Pour y répondre, Gérard Haddad met en avant les analogies entre agronomie et psychanalyse et applique des outils méthodologiques de cette dernière discipline à la première. Tout part de la distinction de l’organisation sociale du travail en trois niveaux. Au passage, nous notons que cette approche aide à comprendre le titre de l’ouvrage : « Tripalium » qui fait référence à l’instrument latin à trois pieux qui est à l’origine du mot travail.

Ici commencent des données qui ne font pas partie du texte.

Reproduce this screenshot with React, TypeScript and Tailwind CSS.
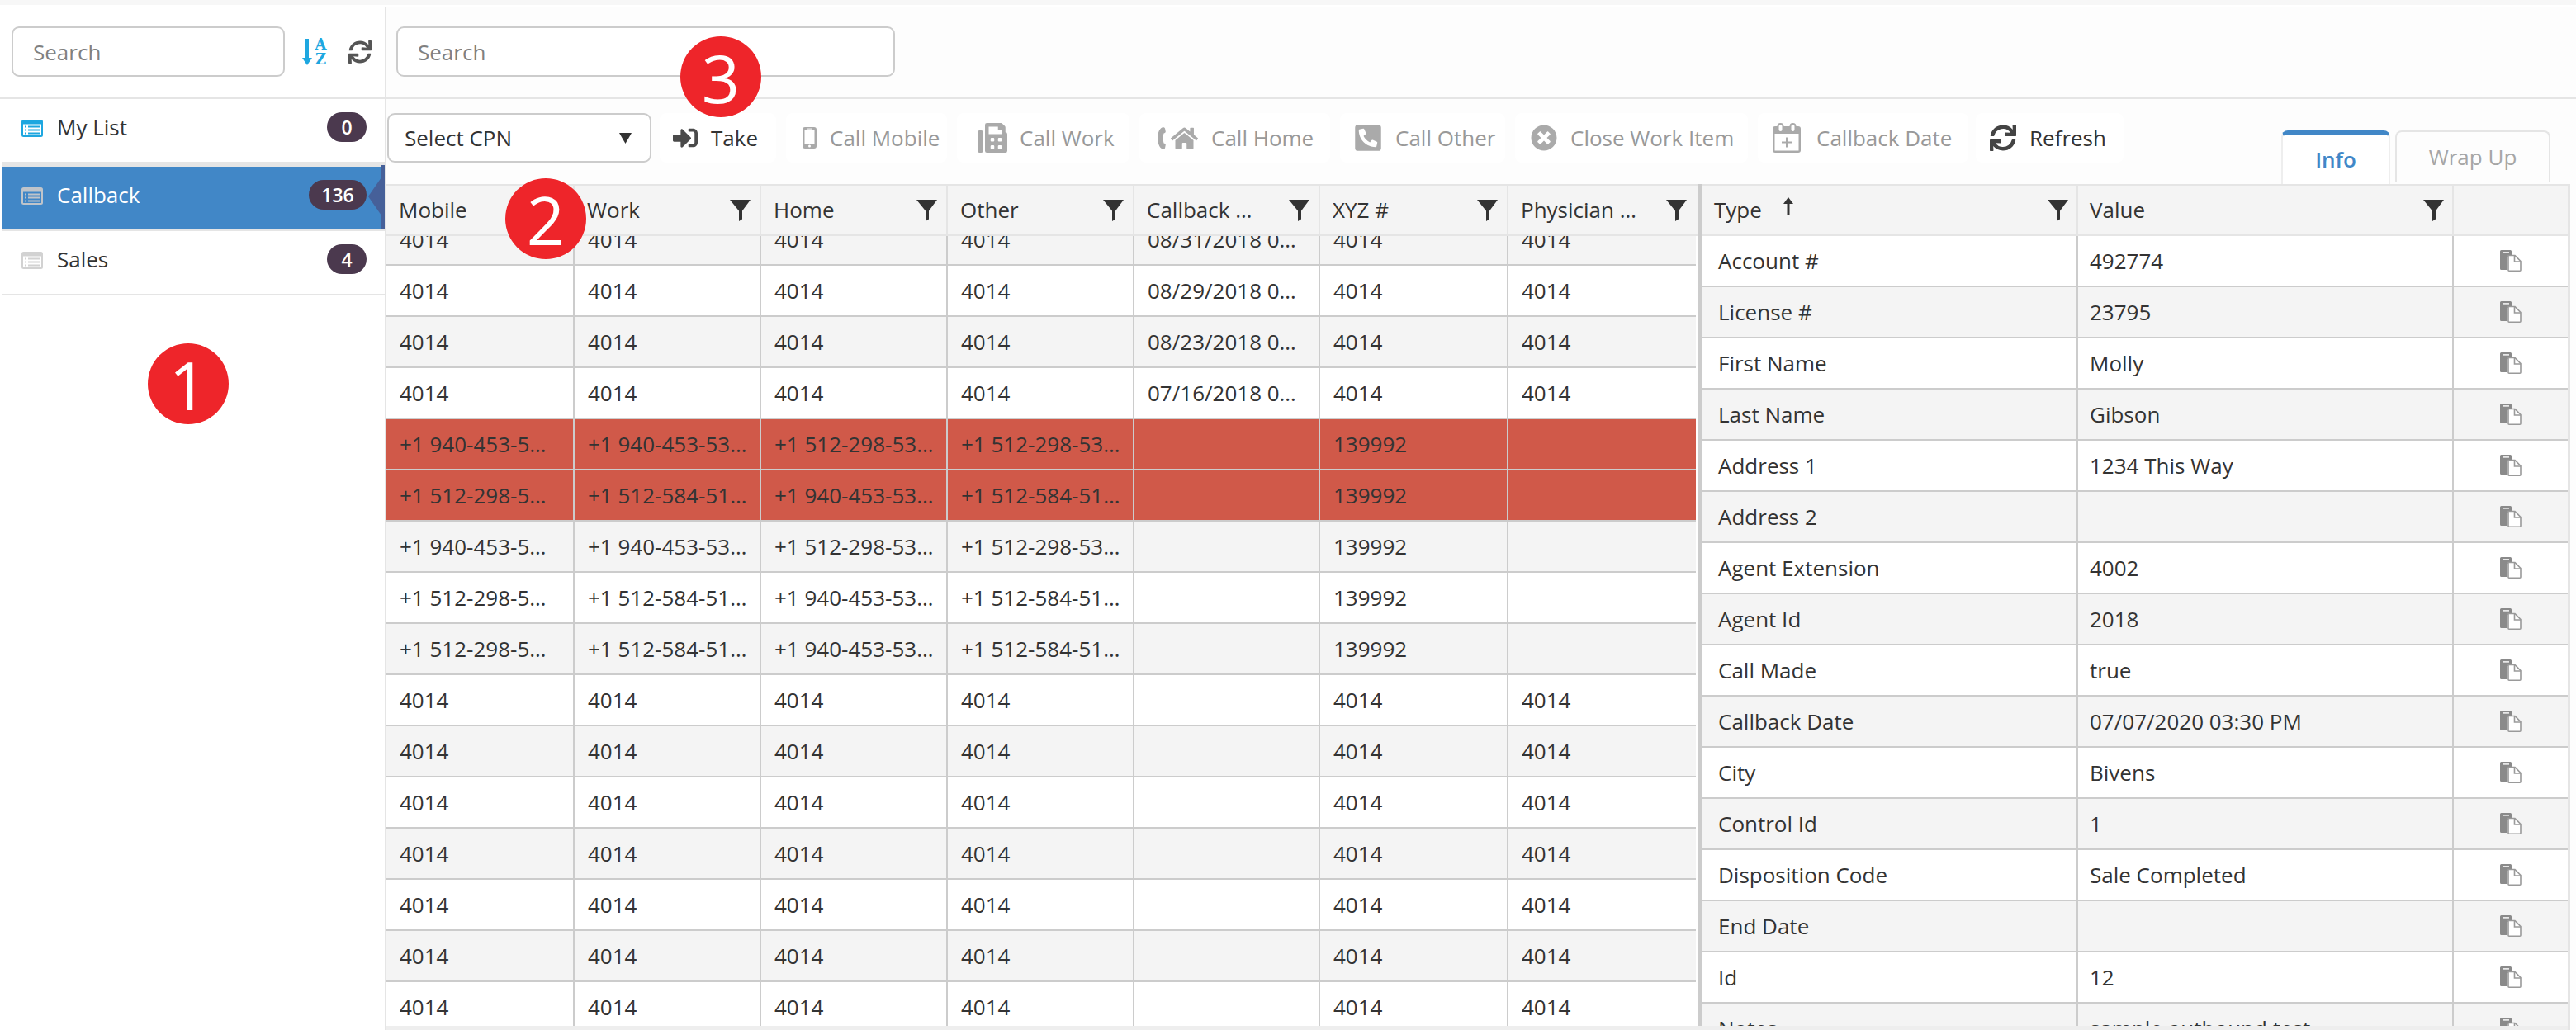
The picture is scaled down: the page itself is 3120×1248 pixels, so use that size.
import React from "react";
import { FaSignInAlt, FaFax, FaHome, FaPhoneSquareAlt, FaTimesCircle, FaSync } from "react-icons/fa";

function ListIcon({ frame, panel }: { frame: string; panel: string }) {
  return (
    <svg width="26" height="21" viewBox="0 0 26 21" className="shrink-0 mt-[3px]">
      <rect width="26" height="21" rx="2.5" fill={frame} />
      <rect x="2" y="5.5" width="22" height="13.5" fill={panel} />
      {[7.5, 11.5, 15.5].map((y) => (
        <g key={y} fill={frame}>
          <rect x="4" y={y} width="2" height="2" />
          <rect x="8" y={y} width="14" height="2" />
        </g>
      ))}
    </svg>
  );
}

function Funnel() {
  return (
    <svg width="25" height="26" viewBox="0 0 25 26" className="shrink-0">
      <path d="M0 0H25L15 13.5V23.5L11 26V13.5Z" fill="#333333" />
    </svg>
  );
}

function CopyIcon() {
  return (
    <svg width="26" height="26" viewBox="0 0 26 26">
      <path d="M1.5 0H12.5A1.5 1.5 0 0 1 14 1.5V8H9V24H1.5A1.5 1.5 0 0 1 0 22.500V1.500A1.500 1.500 0 0 1 1.500 0Z" fill="#8a8a8a" />
      <rect x="3" y="2.200" width="8" height="1.400" fill="#ffffff" />
      <path d="M10 6.500H18L25 13.500V24.200A1 1 0 0 1 24 25.200H11A1 1 0 0 1 10 24.200Z" fill="#ffffff" stroke="#9a9a9a" strokeWidth="1.600" />
      <path d="M17.500 6.500V14H25" fill="none" stroke="#9a9a9a" strokeWidth="1.600" />
    </svg>
  );
}

function MobileIcon() {
  return (
    <svg width="17" height="26" viewBox="0 0 17 26" className="shrink-0">
      <rect width="17" height="26" rx="3" fill="#aaaaaa" />
      <rect x="2.500" y="4" width="12" height="16.500" fill="#ffffff" />
      <circle cx="8.500" cy="23" r="1.500" fill="#ffffff" />
      <rect x="6" y="1.600" width="5" height="1" fill="#ffffff" />
    </svg>
  );
}

function HomePhoneIcon() {
  return (
    <span className="flex items-center gap-[6px] shrink-0">
      <svg width="10" height="27" viewBox="0 0 10 27">
        <path d="M5.500 0.500C6.800 0 8.500 0.300 9 1.500L9.800 5.500C9.800 6.700 8.800 7.200 7.500 7.600C6.600 10.500 6.500 16 7.500 19.500C8.800 19.800 9.800 20.400 9.800 21.500L9 25.500C8.500 26.700 6.800 27 5.500 26.500C-1.500 23 -1.800 4 5.500 0.500Z" fill="#aaaaaa" />
      </svg>
      <FaHome size={33} color="#aaaaaa" />
    </span>
  );
}

function CalendarIcon() {
  return (
    <svg width="34" height="36" viewBox="0 0 34 36" className="shrink-0">
      <rect y="4" width="34" height="32" rx="3" fill="#aaaaaa" />
      <rect x="2.500" y="13" width="29" height="20.500" fill="#ffffff" />
      <rect x="6.500" y="1" width="6" height="10" rx="3" fill="#ffffff" stroke="#aaaaaa" strokeWidth="2" />
      <rect x="21.500" y="1" width="6" height="10" rx="3" fill="#ffffff" stroke="#aaaaaa" strokeWidth="2" />
      <path d="M17 17.500V29.500M11 23.500H23" stroke="#aaaaaa" strokeWidth="2" />
    </svg>
  );
}

function Search({ width }: { width: string }) {
  return (
    <input
      readOnly
      placeholder="Search"
      className={`${width} h-[61px] shrink-0 rounded-[9px] border-2 border-[#cccccc] bg-white pl-[24px] text-[26px] text-[#333333] placeholder:text-[#808080] outline-none`}
    />
  );
}

function Badge({ n, width }: { n: string; width: string }) {
  return (
    <span className={`${width} h-[36px] rounded-full bg-[#4b394e] text-white text-[23px] font-semibold flex items-center justify-center`}>
      {n}
    </span>
  );
}

function Marker({ n, place }: { n: string; place: string }) {
  return (
    <div className={`absolute ${place} w-[98px] h-[98px] rounded-full bg-[#ee252a] text-white text-[81px] font-medium leading-none flex items-center justify-center`}>
      {n}
    </div>
  );
}

const colWidths = ["w-[228px]", "w-[226px]", "w-[226px]", "w-[226px]", "w-[225px]", "w-[228px]", "w-[227px]"];
const headers = ["Mobile", "Work", "Home", "Other", "Callback …", "XYZ #", "Physician …"];

const d4 = "4014";
const phoneA = ["+1 940-453-5…", "+1 940-453-53…", "+1 512-298-53…", "+1 512-298-53…", "", "139992", ""];
const phoneB = ["+1 512-298-5…", "+1 512-584-51…", "+1 940-453-53…", "+1 512-584-51…", "", "139992", ""];
const dated = (date: string) => [d4, d4, d4, d4, date, d4, d4];
const plain = [d4, d4, d4, d4, "", d4, d4];

const rows: string[][] = [
  dated("08/31/2018 0…"),
  dated("08/29/2018 0…"),
  dated("08/23/2018 0…"),
  dated("07/16/2018 0…"),
  phoneA,
  phoneB,
  phoneA,
  phoneB,
  phoneB,
  plain,
  plain,
  plain,
  plain,
  plain,
  plain,
  plain,
];

const info: [string, string][] = [
  ["Account #", "492774"],
  ["License #", "23795"],
  ["First Name", "Molly"],
  ["Last Name", "Gibson"],
  ["Address 1", "1234 This Way"],
  ["Address 2", ""],
  ["Agent Extension", "4002"],
  ["Agent Id", "2018"],
  ["Call Made", "true"],
  ["Callback Date", "07/07/2020 03:30 PM"],
  ["City", "Bivens"],
  ["Control Id", "1"],
  ["Disposition Code", "Sale Completed"],
  ["End Date", ""],
  ["Id", "12"],
  ["Notes", "sample outbound test"],
];

function ToolButton({
  box,
  gap,
  icon,
  label,
  dark,
}: {
  box: string;
  gap: string;
  icon: React.ReactNode;
  label: string;
  dark?: boolean;
}) {
  return (
    <div className={`${box} ${gap} h-[60px] shrink-0 rounded-[8px] bg-white flex items-center whitespace-nowrap ${dark ? "text-[#333333]" : "text-[#999999]"}`}>
      {icon}
      <span>{label}</span>
    </div>
  );
}

export default function App() {
  return (
    <div className="relative w-[3120px] h-[1248px] overflow-hidden bg-white font-['Open_Sans',sans-serif] text-[26px] text-[#333333] flex flex-col">
      <div className="h-[6px] shrink-0 bg-[#f7f7f7]" />
      <div className="h-[2px] shrink-0 bg-white" />
      <div className="flex flex-1 min-h-0">
        {/* Sidebar */}
        <aside className="w-[468px] shrink-0 border-r-2 border-[#e5e5e5] pl-[2px] flex flex-col">
          <div className="h-[112px] shrink-0 border-b-2 border-[#e5e5e5] pl-[14px] pt-[24px] flex items-start -ml-[2px]">
            <Search width="w-[331px]" />
            <div className="h-[61px] ml-[21px] flex items-center">
              <svg width="12" height="32" viewBox="0 0 12 32" className="shrink-0">
                <path d="M4 0H8V23H12L6 32L0 23H4Z" fill="#1ea7e0" />
              </svg>
              <span className="ml-[3px] w-[15px] font-['DejaVu_Serif',serif] font-bold text-[18px] leading-[18px] text-[#1ea7e0] text-center">
                A
                <br />Z
              </span>
              <FaSync size={28} color="#555555" className="ml-[26px]" />
            </div>
          </div>
          <div className="h-[76px] shrink-0 bg-white pl-[24px] pr-[22px] pb-[8px] flex items-center gap-[17px]">
            <ListIcon frame="#1ea7e0" panel="#ffffff" />
            <span className="flex-1">My List</span>
            <Badge n="0" width="w-[48px]" />
          </div>
          <div className="h-[6px] shrink-0 bg-[#e5e5e5]" />
          <div className="relative h-[76px] shrink-0 bg-[#4187c7] pl-[24px] pr-[22px] pb-[8px] flex items-center gap-[17px] text-white">
            <ListIcon frame="#bfc4ca" panel="#4187c7" />
            <span className="flex-1">Callback</span>
            <Badge n="136" width="w-[70px]" />
            <div className="absolute right-0 top-[-2px] w-[4px] h-[78px] bg-[#466099]" />
            <svg width="16" height="46" viewBox="0 0 16 46" className="absolute right-[4px] top-[13px]">
              <path d="M16 0V46L0 23Z" fill="#466099" />
            </svg>
          </div>
          <div className="h-[2px] shrink-0 bg-[#e5e5e5]" />
          <div className="h-[76px] shrink-0 bg-white pl-[24px] pr-[22px] pb-[8px] flex items-center gap-[17px]">
            <ListIcon frame="#d2d2d2" panel="#ffffff" />
            <span className="flex-1">Sales</span>
            <Badge n="4" width="w-[48px]" />
          </div>
          <div className="h-[2px] shrink-0 bg-[#e5e5e5]" />
        </aside>

        {/* Main */}
        <main className="flex-1 min-w-0 flex flex-col bg-[#fdfdfd]">
          <div className="h-[112px] shrink-0 border-b-2 border-[#e5e5e5] pl-[12px] pt-[24px]">
            <Search width="w-[604px]" />
          </div>

          {/* Toolbar */}
          <div className="h-[103px] shrink-0 pl-[1px] pr-[31px] flex">
            <div className="mt-[17px] h-[60px] w-[320px] shrink-0 rounded-[9px] border-2 border-[#cccccc] bg-white pl-[19px] pr-[22px] flex items-center justify-between">
              <span>Select CPN</span>
              <svg width="15" height="13" viewBox="0 0 15 13">
                <path d="M0 0H15L7.500 13Z" fill="#333333" />
              </svg>
            </div>
            <div className="mt-[17px] ml-[10px] flex gap-[12px]">
              <ToolButton box="w-[141px] pl-[16px]" gap="gap-[16px]" dark icon={<FaSignInAlt size={30} color="#4a4a4a" />} label="Take" />
              <ToolButton box="w-[195px] pl-[20px]" gap="gap-[16px]" icon={<MobileIcon />} label="Call Mobile" />
              <ToolButton box="w-[209px] pl-[25px]" gap="gap-[15px]" icon={<FaFax size={36} color="#aaaaaa" />} label="Call Work" />
              <ToolButton box="w-[231px] pl-[22px]" gap="gap-[16px]" icon={<HomePhoneIcon />} label="Call Home" />
              <ToolButton box="w-[200px] pl-[16px]" gap="gap-[15px]" icon={<FaPhoneSquareAlt size={36} color="#aaaaaa" />} label="Call Other" />
              <ToolButton box="w-[282px] pl-[19px]" gap="gap-[16px]" icon={<FaTimesCircle size={32} color="#aaaaaa" />} label="Close Work Item" />
              <ToolButton box="w-[255px] pl-[18px]" gap="gap-[19px]" icon={<CalendarIcon />} label="Callback Date" />
              <div className="-ml-[3px]">
                <ToolButton box="w-[179px] pl-[17px]" gap="gap-[16px]" dark icon={<FaSync size={32} color="#444444" />} label="Refresh" />
              </div>
            </div>
            <div className="ml-auto flex items-end gap-[6px]">
              <div className="w-[132px] h-[65px] rounded-t-[8px] border-t-[5px] border-x-2 border-[#4187c7] border-x-[#eeeeee] bg-white text-[#4187c7] font-semibold flex items-center justify-center">
                Info
              </div>
              <div className="w-[188px] h-[62px] mb-[3px] rounded-t-[8px] border-t-2 border-x-2 border-[#e5e5e5] text-[#a6a6a6] flex items-center justify-center">
                Wrap Up
              </div>
            </div>
          </div>

          {/* Tables */}
          <div className="flex-1 min-h-0 flex pr-[7px]">
            <div className="flex-1 min-w-0 flex flex-col border-b-[5px] border-[#eeeeee]">
              <div className="flex-1 min-h-0 flex">
                {/* Left table */}
                <section className="w-[1589px] shrink-0 flex flex-col bg-white overflow-hidden">
                  <div className="h-[63px] shrink-0 flex bg-[#f4f4f4] border-y-2 border-[#e5e5e5]">
                    {headers.map((h, i) => (
                      <div
                        key={h}
                        className={`${colWidths[i]} shrink-0 pl-[15px] pr-[11px] flex items-center justify-between ${i < 6 ? "border-r-2 border-[#e5e5e5]" : ""}`}
                      >
                        <span className="truncate">{h}</span>
                        <Funnel />
                      </div>
                    ))}
                  </div>
                  <div className="flex-1 min-h-0 overflow-hidden">
                    <div className="-mt-[26px] w-[1586px]">
                      {rows.map((r, ri) => {
                        const red = ri === 4 || ri === 5;
                        const bg = red ? "bg-[#d05949]" : ri % 2 === 0 ? "bg-[#f4f4f4]" : "bg-white";
                        return (
                          <div key={ri} className={`h-[62px] flex border-b-2 border-[#cccccc] ${bg}`}>
                            {r.map((c, ci) => (
                              <div
                                key={ci}
                                className={`${colWidths[ci]} shrink-0 pl-[16px] flex items-center whitespace-nowrap overflow-hidden ${ci < 6 ? "border-r-2 border-[#cccccc]" : ""}`}
                              >
                                {c}
                              </div>
                            ))}
                          </div>
                        );
                      })}
                    </div>
                  </div>
                </section>
                <div className="w-[5px] shrink-0 bg-[#cccccc]" />
                {/* Right table */}
                <section className="flex-1 min-w-0 flex flex-col bg-white overflow-hidden">
                  <div className="h-[63px] shrink-0 flex bg-[#f4f4f4] border-y-2 border-[#e5e5e5]">
                    <div className="w-[455px] shrink-0 pl-[14px] pr-[10px] border-r-2 border-[#e5e5e5] flex items-center">
                      <span>Type</span>
                      <svg width="14" height="21" viewBox="0 0 14 21" className="ml-[25px] -mt-[10px]">
                        <path d="M7 0L13 8H8.500V21H5.500V8H1Z" fill="#333333" />
                      </svg>
                      <span className="ml-auto">
                        <Funnel />
                      </span>
                    </div>
                    <div className="w-[455px] shrink-0 pl-[14px] pr-[10px] border-r-2 border-[#e5e5e5] flex items-center justify-between">
                      <span>Value</span>
                      <Funnel />
                    </div>
                    <div className="flex-1" />
                  </div>
                  <div className="flex-1 min-h-0 overflow-hidden">
                    {info.map(([k, v], i) => (
                      <div key={k} className={`h-[62px] flex border-b-2 border-[#cccccc] ${i % 2 === 0 ? "bg-white" : "bg-[#f4f4f4]"}`}>
                        <div className="w-[455px] shrink-0 pl-[19px] border-r-2 border-[#cccccc] flex items-center">{k}</div>
                        <div className="w-[455px] shrink-0 pl-[14px] border-r-2 border-[#cccccc] flex items-center">{v}</div>
                        <div className="flex-1 flex items-center justify-center">
                          <CopyIcon />
                        </div>
                      </div>
                    ))}
                  </div>
                </section>
              </div>
            </div>
            <div className="w-[3px] shrink-0 bg-[#e5e5e5]" />
          </div>
        </main>
      </div>

      <Marker n="1" place="left-[179px] top-[416px]" />
      <Marker n="2" place="left-[612px] top-[216px]" />
      <Marker n="3" place="left-[824px] top-[44px]" />
    </div>
  );
}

Il existe le chantier primaire où des travailleurs exécutent une opération agricole identique à l’aide d’instruments à mouvement « rectiligne ». C’est le cas où, dans une opération collective, plusieurs personnes préparent un sol pour le semis à l’aide de dabas ou de cayandos (en Casamance).
Suit le chantier secondaire où s’opère une différenciation, une hiérarchisation des acteurs de l’opération agricole à l’aide d’instruments convertisseurs de mouvements. C’est le cas quand un laboureur secondé d’un assistant conduit un attelage tirant une charrue retournant le sol.
Enfin, le chantier tertiaire agrège des opérations agricoles, réalisant une combinatoire à l’aide de machines motorisées. Le travailleur fait valoir une plus ou moins grande capacité à exploiter les machines, mais est dépossédé de la capacité à les construire, celle-ci étant réservée à d’autres intervenants. C’est le cas d’un agriculteur pilotant une moissonneuse batteuse qui traite intégralement du blé récolté sur pied.
L’analyse est illustrée par un premier exemple, celui d’un remarquable agriculteur casamançais, Barlo, passé de pratiques agricoles traditionnelles faites de chantiers primaires à celles de chantiers secondaires. Je laisse le soin aux lecteurs de découvrir comment l’analyse de ce cas apporte des éléments de réponses aux deux questions que Gérard Haddad posait initialement. Un second exemple est celui d’une collectivité, à savoir une population du nord de l’Ouganda, les Iks, contraints de régresser d’une organisation secondaire de leurs activités à une organisation primaire. On voit combien cette évolution a désagrégé les liens sociaux et déshumanisé les individus. Dans une telle situation, le travail devient une souffrance. Cela amorce une dernière partie de la réflexion de l’auteur qui donne ainsi tout son sens au titre de son ouvrage car le « tripalium » était un instrument romain de torture. Partant d’une distinction entre l’Homo faber et l’Homo sapiens en symbiose dans les chantiers primaires et secondaires, Gérard Haddad s’attarde sur les chantiers tertiaires et leur évolution actuelle. La part de l’Homo faber y disparaît. Il y voit la raison de ce qui aujourd’hui est appelé « burn-out » et qui est plus qu’un surmenage. C’est la souffrance d’un travailleur qui ne peut plus avoir la satisfaction d’un travail bien fait. Au mieux, il lui est donné de se voir comme le rouage d’une organisation dont il ne perçoit plus la finalité. En définitive l’homo sapiens disparait également. L’ouvrage se termine sur la considération pessimiste que la mort de l’Homo faber et de l’Homo sapiens au travail est l’expression d’un « fantasme suicidaire à l’horizon de nos sociétés ».
Commentaire de Jacques Chantereau
C’est avec surprise et intérêt que j’ai découvert que cet ouvrage me concernait de près. J’ai été VSN (Volontaire du service national) de l’Irat en Casamance,à la station de Séfa où Gérard Haddad avait été en poste quelques années auparavant. Je retrouve dans son livre un cadre et des personnes que j’ai connus. J’avais été moi-même impressionné par Barlo qui tient un grand rôle dans le livre. Gérard Haddad met en lumière des aspects de sa personnalité et de son action que j’ignorais à l’époque. Cet éclairage explicatif concerne également et plus largement notre rôle dans le développement agricole. Des enseignements sont à tirer de l’analyse faite par l’auteur de l’organisation sociale des chantiers dans les pays du Sud. L’ouvrage suscite enfin des réflexions quant au mode dominant tertiaire des chantiers tel qu’il s’impose aujourd’hui. Nous comprenons mieux que les questions de la perte du sens du travail et de la réappropriation de ses composantes matérielles soient au cœur de demandes sociétales. Tout Ciradien peut lire Tripalium avec profit.